Spark API
The Goose Spark API implements the PySpark API, allowing you to use the familiar Spark API to interact with Goose. All statements are translated to Goose's internal plans using our relational API and executed using Goose's query engine.
Warning The Goose Spark API is currently experimental and features are still missing. We are very interested in feedback.
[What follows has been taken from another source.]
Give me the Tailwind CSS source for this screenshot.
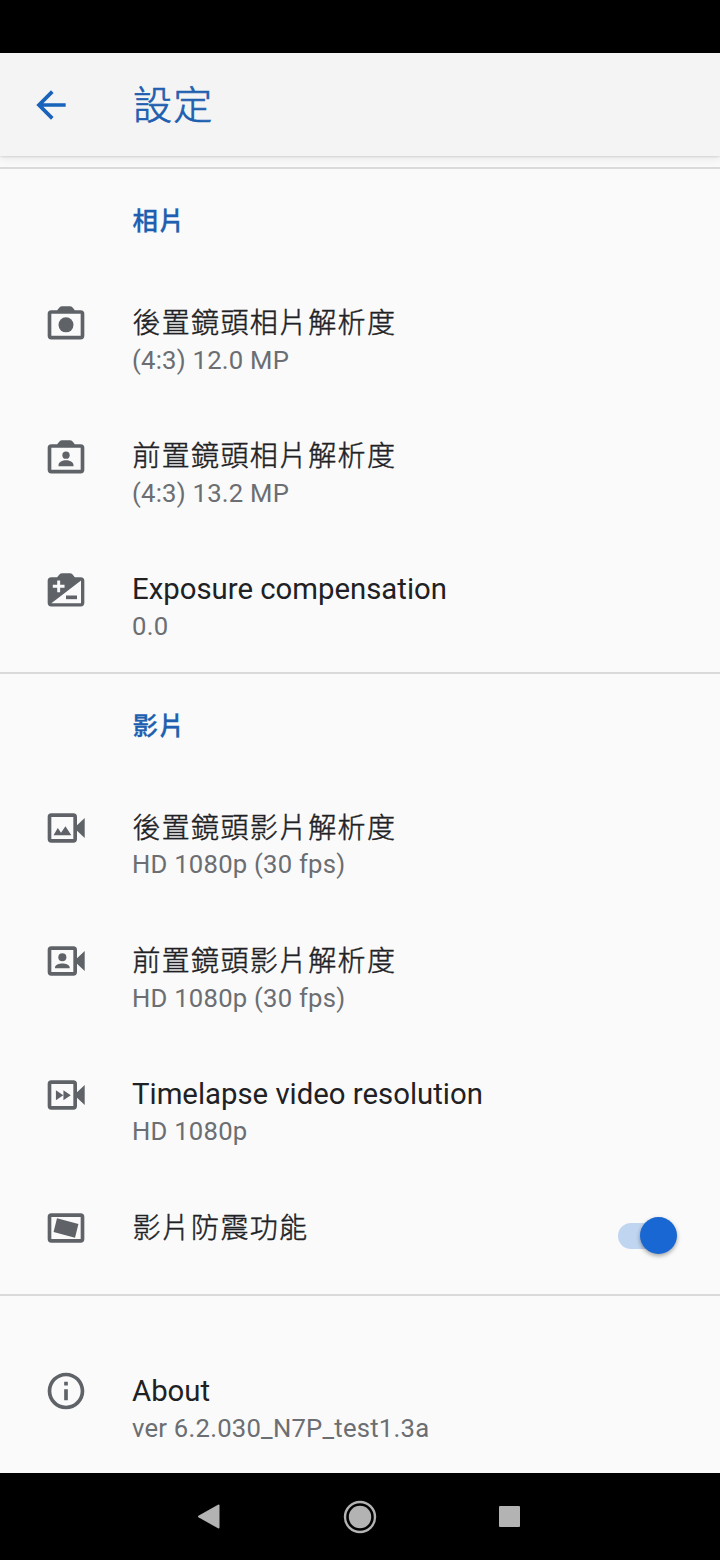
<!DOCTYPE html>
<html lang="zh-Hant">
<head>
<meta charset="utf-8">
<title>設定</title>
<script src="https://cdn.jsdelivr.net/npm/@tailwindcss/browser@4"></script>
</head>
<body class="bg-black">
<div class="flex h-[1560px] w-[720px] flex-col overflow-hidden bg-black font-['Roboto','Noto_Sans_CJK_TC',sans-serif]">
  <div class="h-[53px] shrink-0"></div>
  <header class="z-10 flex h-[103px] shrink-0 items-center bg-[#f4f4f4] pl-[29px] text-[#1f5fb0] shadow-[0_1px_2px_rgba(0,0,0,0.12),0_4px_8px_rgba(0,0,0,0.06)]">
    <svg class="h-11 w-11" viewBox="0 0 24 24" fill="#1a62ba"><path d="M20 11H7.83l5.59-5.59L12 4l-8 8 8 8 1.41-1.41L7.83 13H20z"/></svg>
    <h1 class="mt-[2px] ml-[60px] text-[39px] leading-[60px] font-light tracking-[1.3px] [-webkit-text-stroke:0.7px_currentColor]">設定</h1>
  </header>
  <main class="flex h-[1317px] shrink-0 flex-col bg-[#fafafa] pt-[11px] text-[#202124]">
    <section class="flex h-[505px] shrink-0 flex-col border-t-2 border-[#dadada]">
      <h2 class="h-[103.7px] shrink-0 pt-[32px] pl-[132.500px] text-[25.500px] leading-[40px] font-medium tracking-[1px] text-[#1f5fb0] [-webkit-text-stroke:0.3px_currentColor]">相片</h2>
      <div class="flex h-[133.33px] shrink-0 pl-11">
        <svg class="mt-[28.6px] mr-11 h-11 w-11" viewBox="0 0 24 24" fill="#5f6368"><path fill-rule="evenodd" d="M20 5h-3.17L15.6 3.5Q15 2.8 14.100 2.800H9.900Q9 2.800 8.400 3.500L7.170 5H4Q2 5 2 7v12q0 2 2 2h16q2 0 2-2V7q0-2-2-2zm0 14H4V7h16z"/><circle cx="12" cy="13" r="4.1"/></svg>
        <div><div class="mt-[31px] pl-[0.5px] text-[28px] leading-[40px] font-light tracking-[1.3px] [-webkit-text-stroke:0.45px_currentColor]">後置鏡頭相片解析度</div><div class="-mt-px text-[25.67px] leading-[34px] tracking-[0.23px] text-[#6b6e72]">(4:3) 12.0 MP</div></div>
      </div>
      <div class="flex h-[133.33px] shrink-0 pl-11">
        <svg class="mt-[28.6px] mr-11 h-11 w-11" viewBox="0 0 24 24" fill="#5f6368"><path fill-rule="evenodd" d="M20 5h-3.17L15.6 3.5Q15 2.8 14.100 2.800H9.900Q9 2.800 8.400 3.500L7.170 5H4Q2 5 2 7v12q0 2 2 2h16q2 0 2-2V7q0-2-2-2zm0 14H4V7h16z"/><circle cx="12" cy="11" r="2"/><path d="M7.9 17v-.6c0-1.6 2.2-2.6 4.1-2.6s4.1 1 4.1 2.6v.6z"/></svg>
        <div><div class="mt-[31px] pl-[0.5px] text-[28px] leading-[40px] font-light tracking-[1.3px] [-webkit-text-stroke:0.45px_currentColor]">前置鏡頭相片解析度</div><div class="-mt-px text-[25.67px] leading-[34px] tracking-[0.23px] text-[#6b6e72]">(4:3) 13.2 MP</div></div>
      </div>
      <div class="flex h-[133.33px] shrink-0 pl-11">
        <svg class="mt-[28.6px] mr-11 h-11 w-11" viewBox="0 0 24 24" fill="#5f6368"><path fill-rule="evenodd" d="M20 5h-3.17L15.6 3.5Q15 2.8 14.100 2.800H9.900Q9 2.800 8.400 3.500L7.170 5H4Q2 5 2 7v12q0 2 2 2h16q2 0 2-2V7q0-2-2-2zM7.2 6.8h1.6v2.4h2.4v1.6H8.8v2.4H7.2v-2.4H4.8V9.200h2.4zM20.200 19.200H4L20.200 6.800z"/><path d="M12 15h6v2h-6z"/></svg>
        <div><div class="mt-[30px] text-[29.33px] leading-[40px]">Exposure compensation</div><div class="text-[25.67px] leading-[34px] tracking-[0.23px] text-[#6b6e72]">0.0</div></div>
      </div>
    </section>
    <section class="flex h-[622px] shrink-0 flex-col border-t-2 border-[#dadada]">
      <h2 class="h-[103.3px] shrink-0 pt-[32px] pl-[132.500px] text-[25.500px] leading-[40px] font-medium tracking-[1px] text-[#1f5fb0] [-webkit-text-stroke:0.3px_currentColor]">影片</h2>
      <div class="flex h-[133.33px] shrink-0 pl-11">
        <svg class="mt-[28.6px] mr-11 h-11 w-11" viewBox="0 0 24 24" fill="#5f6368"><path fill-rule="evenodd" d="M4 4h12q2 0 2 2v4.500l4.200-4v11l-4.200-4V18q0 2-2 2H4q-2 0-2-2V6q0-2 2-2zm0 2v12h12V6z"/><path d="M5.200 16l2.300-4 1.800 2.600L11.700 11l3.200 5z"/></svg>
        <div><div class="mt-[31.500px] pl-[0.5px] text-[28px] leading-[40px] font-light tracking-[1.3px] [-webkit-text-stroke:0.45px_currentColor]">後置鏡頭影片解析度</div><div class="-mt-[1.500px] text-[25.67px] leading-[34px] tracking-[0.23px] text-[#6b6e72]">HD 1080p (30 fps)</div></div>
      </div>
      <div class="flex h-[133.33px] shrink-0 pl-11">
        <svg class="mt-[28.6px] mr-11 h-11 w-11" viewBox="0 0 24 24" fill="#5f6368"><path fill-rule="evenodd" d="M4 4h12q2 0 2 2v4.500l4.200-4v11l-4.200-4V18q0 2-2 2H4q-2 0-2-2V6q0-2 2-2zm0 2v12h12V6z"/><circle cx="10" cy="10" r="2.200"/><path d="M6 16v-.5c0-1.500 2.200-2.200 4-2.200s4 .7 4 2.200v.5z"/></svg>
        <div><div class="mt-[31px] pl-[0.5px] text-[28px] leading-[40px] font-light tracking-[1.3px] [-webkit-text-stroke:0.45px_currentColor]">前置鏡頭影片解析度</div><div class="-mt-px text-[25.67px] leading-[34px] tracking-[0.23px] text-[#6b6e72]">HD 1080p (30 fps)</div></div>
      </div>
      <div class="flex h-[133.33px] shrink-0 pl-11">
        <svg class="mt-[28.6px] mr-11 h-11 w-11" viewBox="0 0 24 24" fill="#5f6368"><path fill-rule="evenodd" d="M4 4h12q2 0 2 2v4.500l4.200-4v11l-4.200-4V18q0 2-2 2H4q-2 0-2-2V6q0-2 2-2zm0 2v12h12V6z"/><path d="M6.500 9.400l4 2.700-4 2.700zM10.600 9.400l4 2.700-4 2.700z"/></svg>
        <div><div class="mt-[30px] text-[29.33px] leading-[40px]">Timelapse video resolution</div><div class="text-[25.67px] leading-[34px] tracking-[0.23px] text-[#6b6e72]">HD 1080p</div></div>
      </div>
      <div class="flex h-[116px] shrink-0 pl-11">
        <svg class="mt-[28.6px] mr-11 h-11 w-11" viewBox="0 0 24 24" fill="#5f6368"><path fill-rule="evenodd" d="M4 4h16q2 0 2 2v12q0 2-2 2H4q-2 0-2-2V6q0-2 2-2zm0 2v12h16V6z"/><path d="M7.100 6.700l11.700 3.100-1.900 7.500L5.200 14.200z"/></svg>
        <div class="mt-[31.500px] pl-[0.5px] text-[28px] leading-[40px] font-light tracking-[1.3px] [-webkit-text-stroke:0.45px_currentColor]">影片防震功能</div>
        <div class="mt-[40px] mr-[43px] ml-auto flex h-[37px] w-[59px] items-center">
          <div class="flex h-[26px] w-[50px] items-center rounded-full bg-[#c0d5f0]"><div class="ml-[22px] h-[37px] w-[37px] shrink-0 rounded-full bg-[#1967d2] shadow-[0_2px_4px_rgba(0,0,0,0.35)]"></div></div>
        </div>
      </div>
    </section>
    <section class="flex h-[179px] shrink-0 flex-col border-t-2 border-[#dadada] pt-[44px]">
      <div class="flex h-[133px] shrink-0 pl-11">
        <svg class="mt-[28.8px] mr-11 h-11 w-11" viewBox="0 0 24 24" fill="#5f6368"><path d="M11 7h2v2h-2zm0 4h2v6h-2zm1-9C6.480 2 2 6.480 2 12s4.480 10 10 10 10-4.480 10-10S17.520 2 12 2zm0 18c-4.410 0-8-3.590-8-8s3.590-8 8-8 8 3.590 8 8-3.590 8-8 8z"/></svg>
        <div><div class="mt-[31px] text-[29.33px] leading-[40px]">About</div><div class="text-[25.67px] leading-[34px] tracking-[0.23px] text-[#6b6e72]">ver 6.2.030_N7P_test1.3a</div></div>
      </div>
    </section>
  </main>
  <nav class="grid h-[87px] shrink-0 grid-cols-[22px_34px_22px] items-center gap-x-[123.500px] pl-[197.500px]">
    <svg class="h-[25px] w-[22px]" viewBox="0 0 22 25" fill="#b3b3b3"><path d="M.4 11.700 20 .7Q21.500.2 21.500 1.500v22q0 1.300-1.500.8L.4 13.300Q-.4 12.500.4 11.700z"/></svg>
    <svg class="h-[34px] w-[34px]" viewBox="0 0 34 34" fill="#b3b3b3"><circle cx="17" cy="17" r="11.200"/><circle cx="17" cy="17" r="15" fill="none" stroke="#b3b3b3" stroke-width="2.400"/></svg>
    <div class="-ml-[2px] h-[21.500px] w-[21.500px] rounded-[1px] bg-[#b3b3b3]"></div>
  </nav>
</div>
</body>
</html>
Please report any functionality that you are missing, either through Discord or on GitHub.
Example
from goose.experimental.spark.sql import SparkSession as session
from goose.experimental.spark.sql.functions import lit, col
import pandas as pd
spark = session.builder.getOrCreate()
pandas_df = pd.DataFrame({
'age': [34, 45, 23, 56],
'name': ['Joan', 'Peter', 'John', 'Bob']
})
df = spark.createDataFrame(pandas_df)
df = df.withColumn(
'location', lit('Seattle')
)
res = df.select(
col('age'),
col('location')
).collect()
print(res)
[
Row(age=34, location='Seattle'),
Row(age=45, location='Seattle'),
Row(age=23, location='Seattle'),
Row(age=56, location='Seattle')
]
Contribution Guidelines
Contributions to the experimental Spark API are welcome. When making a contribution, please follow these guidelines:
- Instead of using temporary files, use our
pytesttesting framework. - When adding new functions, ensure that method signatures comply with those in the PySpark API.